Authorization at the application level: Before using Spinnaker for our deployment, all developers had to be given access to the AWS account, which meant that any developer would have access to servers belonging to all applications. What we really needed was to follow the principle of least privilege and have a more granular way to assign administrative rights. Spinnaker provides this with authorization at the application level, allowing us to grant access to specific users for specific needs.
Better security: Before Spinnaker, application upgrades used the same fleet of servers, which meant that we had servers running for long periods (sometimes as much as 400 days) with no OS upgrade despite the availability of new upgrades. This is because it can be difficult to predict what that upgrade will do to existing applications, and with applications running on hundreds of servers, it was difficult and risky to perform OS upgrades. With the ability in Spinnaker to create an immutable infrastructure, we're able to spin up a new fleet of machines, allowing us to upgrade both the OS and Data Collection Servers at the same time. And, because many of the updates we perform involve security patches, using Spinnaker allows us to ensure better security.
Reduced costs: Every year, AWS upgrades its own fleet of servers and offers better pricing. Before Spinnaker, the work involved in switching to these new servers significantly reducing the cost-benefit of doing so and thus limiting our ability to take advantage of better pricing. With Spinnaker, we can easily switch to a new, upgraded server, which allows us to optimize our costs. And, we can choose servers based on the needs of a specific application and can easily experiment to achieve greater cost savings. For example, we were able to decrease our costs for IRIS (one of our Audience Manager applications) by almost 70%.
Ramping up to scale using Spinnaker with Kubernetes
In 2018, the Spinnaker community packaged Spinnaker as container images that could be deployed in Kubernetes. And in 2019, when we heard that a helm chart had also become available, we decided to work towards deploying our microservices to Kubernetes using Spinnaker. Using a single service like Kubernetes would allow us to deploy our applications more efficiently at scale on both AWS and Azure from the same central hub.

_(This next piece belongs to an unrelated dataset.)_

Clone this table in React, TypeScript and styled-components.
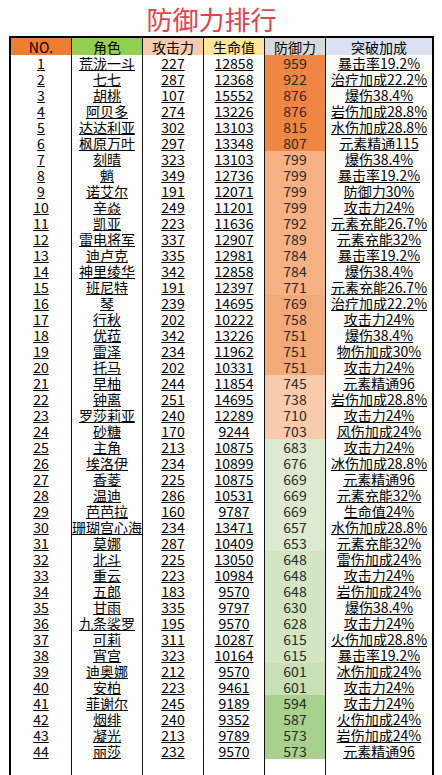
import React from 'react';
import styled, { createGlobalStyle } from 'styled-components';

const GlobalStyle = createGlobalStyle`
  html, body {
    margin: 0;
    padding: 0;
    background: #ffffff;
    overflow: hidden;
  }
  body {
    font-family: "Liberation Sans Narrow", "Noto Sans CJK SC", sans-serif;
    color: #000;
  }
`;

interface Hero {
  name: string;
  atk: number;
  hp: number;
  def: number;
  bonus: string;
}

const heroes: Hero[] = [
  { name: '荒泷一斗', atk: 227, hp: 12858, def: 959, bonus: '暴击率19.2%' },
  { name: '七七', atk: 287, hp: 12368, def: 922, bonus: '治疗加成22.2%' },
  { name: '胡桃', atk: 107, hp: 15552, def: 876, bonus: '爆伤38.4%' },
  { name: '阿贝多', atk: 274, hp: 13226, def: 876, bonus: '岩伤加成28.8%' },
  { name: '达达利亚', atk: 302, hp: 13103, def: 815, bonus: '水伤加成28.8%' },
  { name: '枫原万叶', atk: 297, hp: 13348, def: 807, bonus: '元素精通115' },
  { name: '刻晴', atk: 323, hp: 13103, def: 799, bonus: '爆伤38.4%' },
  { name: '魈', atk: 349, hp: 12736, def: 799, bonus: '暴击率19.2%' },
  { name: '诺艾尔', atk: 191, hp: 12071, def: 799, bonus: '防御力30%' },
  { name: '辛焱', atk: 249, hp: 11201, def: 799, bonus: '攻击力24%' },
  { name: '凯亚', atk: 223, hp: 11636, def: 792, bonus: '元素充能26.7%' },
  { name: '雷电将军', atk: 337, hp: 12907, def: 789, bonus: '元素充能32%' },
  { name: '迪卢克', atk: 335, hp: 12981, def: 784, bonus: '暴击率19.2%' },
  { name: '神里绫华', atk: 342, hp: 12858, def: 784, bonus: '爆伤38.4%' },
  { name: '班尼特', atk: 191, hp: 12397, def: 771, bonus: '元素充能26.7%' },
  { name: '琴', atk: 239, hp: 14695, def: 769, bonus: '治疗加成22.2%' },
  { name: '行秋', atk: 202, hp: 10222, def: 758, bonus: '攻击力24%' },
  { name: '优菈', atk: 342, hp: 13226, def: 751, bonus: '爆伤38.4%' },
  { name: '雷泽', atk: 234, hp: 11962, def: 751, bonus: '物伤加成30%' },
  { name: '托马', atk: 202, hp: 10331, def: 751, bonus: '攻击力24%' },
  { name: '早柚', atk: 244, hp: 11854, def: 745, bonus: '元素精通96' },
  { name: '钟离', atk: 251, hp: 14695, def: 738, bonus: '岩伤加成28.8%' },
  { name: '罗莎莉亚', atk: 240, hp: 12289, def: 710, bonus: '攻击力24%' },
  { name: '砂糖', atk: 170, hp: 9244, def: 703, bonus: '风伤加成24%' },
  { name: '主角', atk: 213, hp: 10875, def: 683, bonus: '攻击力24%' },
  { name: '埃洛伊', atk: 234, hp: 10899, def: 676, bonus: '冰伤加成28.8%' },
  { name: '香菱', atk: 225, hp: 10875, def: 669, bonus: '元素精通96' },
  { name: '温迪', atk: 286, hp: 10531, def: 669, bonus: '元素充能32%' },
  { name: '芭芭拉', atk: 160, hp: 9787, def: 669, bonus: '生命值24%' },
  { name: '珊瑚宫心海', atk: 234, hp: 13471, def: 657, bonus: '水伤加成28.8%' },
  { name: '莫娜', atk: 287, hp: 10409, def: 653, bonus: '元素充能32%' },
  { name: '北斗', atk: 225, hp: 13050, def: 648, bonus: '雷伤加成24%' },
  { name: '重云', atk: 223, hp: 10984, def: 648, bonus: '攻击力24%' },
  { name: '五郎', atk: 183, hp: 9570, def: 648, bonus: '岩伤加成24%' },
  { name: '甘雨', atk: 335, hp: 9797, def: 630, bonus: '爆伤38.4%' },
  { name: '九条裟罗', atk: 195, hp: 9570, def: 628, bonus: '攻击力24%' },
  { name: '可莉', atk: 311, hp: 10287, def: 615, bonus: '火伤加成28.8%' },
  { name: '宵宫', atk: 323, hp: 10164, def: 615, bonus: '暴击率19.2%' },
  { name: '迪奥娜', atk: 212, hp: 9570, def: 601, bonus: '冰伤加成24%' },
  { name: '安柏', atk: 223, hp: 9461, def: 601, bonus: '攻击力24%' },
  { name: '菲谢尔', atk: 245, hp: 9189, def: 594, bonus: '攻击力24%' },
  { name: '烟绯', atk: 240, hp: 9352, def: 587, bonus: '火伤加成24%' },
  { name: '凝光', atk: 213, hp: 9789, def: 573, bonus: '岩伤加成24%' },
  { name: '丽莎', atk: 232, hp: 9570, def: 573, bonus: '元素精通96' },
];

// fill bands of the defence column, like the sheet's colour scale
function defColor(def: number) {
  if (def >= 800) return '#ef8742';
  if (def >= 770) return '#f4b183';
  if (def >= 750) return '#f2aa7a';
  if (def >= 700) return '#f8cbad';
  if (def >= 650) return '#dcebd0';
  if (def >= 610) return '#d3e6c4';
  if (def >= 600) return '#c7e0b5';
  return '#a9d18e';
}

export default function App() {
  return (
    <>
      <GlobalStyle />
      <Page>
        <Title>防御力排行</Title>
        <Sheet>
          <HeaderRow>
            <HeaderCell $bg="#ed7d31"><Label>NO.</Label></HeaderCell>
            <HeaderCell $bg="#92d050"><Label>角色</Label></HeaderCell>
            <HeaderCell $bg="#f8cbad"><Label>攻击力</Label></HeaderCell>
            <HeaderCell $bg="#ffe699"><Label>生命值</Label></HeaderCell>
            <HeaderCell $bg="#d9d9d9"><Label>防御力</Label></HeaderCell>
            <HeaderCell $bg="#d9e1f2"><Label>突破加成</Label></HeaderCell>
          </HeaderRow>
          {heroes.map((h, i) => (
            <Row key={h.name}>
              <Cell><Text>{i + 1}</Text></Cell>
              <Cell><Text>{h.name}</Text></Cell>
              <Cell><Text>{h.atk}</Text></Cell>
              <Cell><Text>{h.hp}</Text></Cell>
              <DefCell $bg={defColor(h.def)}><Label>{h.def}</Label></DefCell>
              <Cell><Text>{h.bonus}</Text></Cell>
            </Row>
          ))}
          <Row>
            <Cell />
            <Cell />
            <Cell />
            <Cell />
            <Cell />
            <Cell />
          </Row>
        </Sheet>
      </Page>
    </>
  );
}

const columns = '61px 71px 61px 61px 61px 106px';

const Page = styled.div`
  padding-left: 9px;
  width: 425px;
`;

const Title = styled.h1`
  margin: 0;
  height: 36px;
  display: flex;
  align-items: center;
  justify-content: center;
  padding-right: 20px;
  padding-top: 1px;
  box-sizing: border-box;
  font-family: "Noto Sans CJK SC", sans-serif;
  font-weight: 400;
  font-size: 26px;
  line-height: 30px;
  color: #e6404a;
`;

const Sheet = styled.div`
  border-left: 2px solid #000;
  border-right: 2px solid #000;
  border-top: 2px solid #000;
`;

const Row = styled.div`
  display: grid;
  grid-template-columns: ${columns};
  height: 16px;
`;

const HeaderRow = styled(Row)`
  height: 17px;
`;

const Cell = styled.div`
  box-sizing: border-box;
  border-right: 1px solid #111;
  display: flex;
  justify-content: center;
  align-items: flex-start;
  font-size: 14px;
  line-height: 16px;
  white-space: nowrap;

  &:last-child {
    border-right: none;
  }
`;

const HeaderCell = styled(Cell)<{ $bg: string }>`
  background: ${(p) => p.$bg};
  align-items: center;
`;

const DefCell = styled(Cell)<{ $bg: string }>`
  background: ${(p) => p.$bg};
  color: #2a2a2a;
`;

const Label = styled.span`
  display: inline-block;
  height: 16px;
  line-height: 16px;
`;

const Text = styled(Label)`
  text-decoration: underline;
  text-decoration-thickness: 1px;
  text-underline-offset: 1px;
`;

Figure 3: High-level architecture for Adobe Experience Platform’s implementation of Spinnaker on AWS using Kubernetes.
In the past 18 months, Spinnaker has saved us more hours than we can count and provides a more reliable deployment process for our team. And now, with Spinnaker deployed to Kubernetes, we have a highly available setup that allows us to achieve an even greater scale.
One of the more important results we were able to achieve is a new level of agility in our deployments. Before Spinnaker, we were only able to complete a new deployment on the platform side about every three months. Due to time between deployments, we were also introducing a lot of changes with each one making it very hard to track, and thus solve, any problems that occurred during or after our deployment.
Now we are able to deploy every two weeks to coincide with our feature development. Note that this two-week time frame reflects our development schedule as opposed to any constraints imposed by Spinnaker. With Spinnaker, the time required for our deployments was reduced from six hours to about 20 minutes. And with Kubernetes, a deployment can be accomplished in less than one minute, depending on its complexity and whether it requires release notes beforehand.
We can perform these and other deployments as often as needed, even several times in a single day. There's really no limit here. Each time a developer merges his/her code changes, we're automatically deploying to stage via Spinnaker. If there are 10 pull requests, we'll deploy it 10 times, if there's one, we'll deploy it once. So, we can expect to achieve thousands of deployments a day if needed with no hit to performance. We are also able to deploy for each new feature on the application side, which means that our customers don't have to wait as long for new features we've developed for our applications to become available.
In retrospect, we found the default set-up for Spinnaker to be pretty straightforward. One of our biggest challenges was moving Spinnaker to scale in production to ensure it could cope with the complexities inherent in managing multiple AWS accounts and dozens of clusters. This remains a challenge as does finding the time to fully leverage all the features Spinnaker has to offer.
Next steps for Adobe Experience Platform in our journey with Spinnaker
Over the past couple of years, we have expanded our use of Spinnaker to several other internal user bases/teams, including Adobe Audience Manager,Adobe Target, and Adobe Pass with more to come. This wide adoption internally is due to the fact that installing Spinnaker using Kubernetes is quite easy. However, rather than having each team manage its own implementation, we are leveraging our experience by offering Spinnaker as a service. As the core team for Adobe Experience Platform Experience Edge, we are in discussions with our colleagues working on Adobe Experience Platform and on other Adobe teams to encourage them to register their clusters to our Spinnaker implementation to eliminate overhead costs associated with managing their own. Currently, we are working on PoC (proofs of concept) with Adobe Target, Adobe Launch and "Siphon", which provides the data ingestion layer within Adobe Experience Platform to enable customers, solutions, and third parties to onboard Experience Data Model data into the platform's data lake.
Our ability to offer Spinnaker as a service wouldn't be possible without Spinnaker's ability to offer authorization at the account level (an account can represent an AWS account or a Kubernetes cluster). There are also several other features Spinnaker offers that we are now exploring.
Spinnaker is not just a tool for deployment but can also be used to automate tasks. So far, our use of Spinnaker has focused on creating Infrastructure. Currently, we are experimenting with using Spinnaker to automate tasks including:
Creating and maintaining Kubernetes clusters (i.e. creating a "cluster factory").
Automating checks for performance and other issues using Spinnaker's ability to provide scoring for different metrics. We are starting small with Spinnaker's Automatic Canary Analysis and having an engineer perform checks to compare with the results produced with automation.
Chaos engineering with using Spinnaker with Chaos Monkey, which kills random servers from your fleet to identify any issues in your architecture.
We are continuing our work to make Spinnaker more robust and performant at scale as we attract more Adobe teams to our implementation service.